Louise O’Brien
Portraits of Hybridity: Understanding Hybrid Cultural Identity in Roman Egypt through the Hawara Mummy Portrait Panels.
Biography
Louise was awarded a 1st class BA(hons) in Egyptology & Classical Studies, and an MA Egyptology with Distinction, both from the University of Liverpool.
Outside of her studies, Louise works in museums and archives, most recently with the Garstang Museum of Archaeology on projects to digitise and catalogue the glass plate negative collection for online publication. She has also worked with the British Museum’s Circulating Artefacts project and has previously worked as a digital museum consultant and communications manager.
Research interests
Louise’s thesis aims to rethink the traditional approach to hybrid culture and material in Graeco-Roman Egypt. Focusing on the Fayum mummy portraits, she has developed a new methodology for the analysis of hybrid visual culture.
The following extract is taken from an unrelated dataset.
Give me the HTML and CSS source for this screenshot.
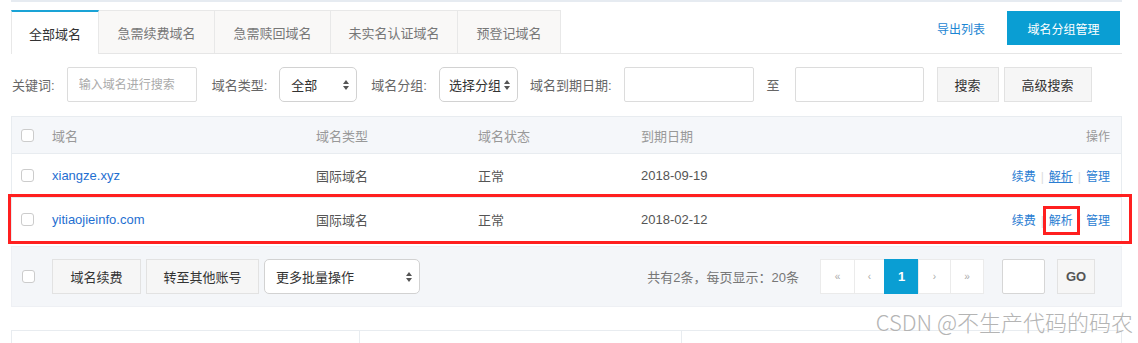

Bringing an interdisciplinary perspective to the topic – one which has often been confined by disciplinary boundaries – her work treats the portrait panels as artefacts of funerary display rather than solely works of artistic value. She investigates who may have create the panels, who commissioned them, who was depicted, and why, before considering the decisions made about modern display in museums themselves based on our assumptions regarding the original purpose. Such research addresses the long-standing issues of colonial misconceptions made by 19th and 20th century archaeologists regarding the portraits and places the portrait owners at the centre of the research, aiming to understand how individuals living in the Fayum navigated the changing cultural and political landscape.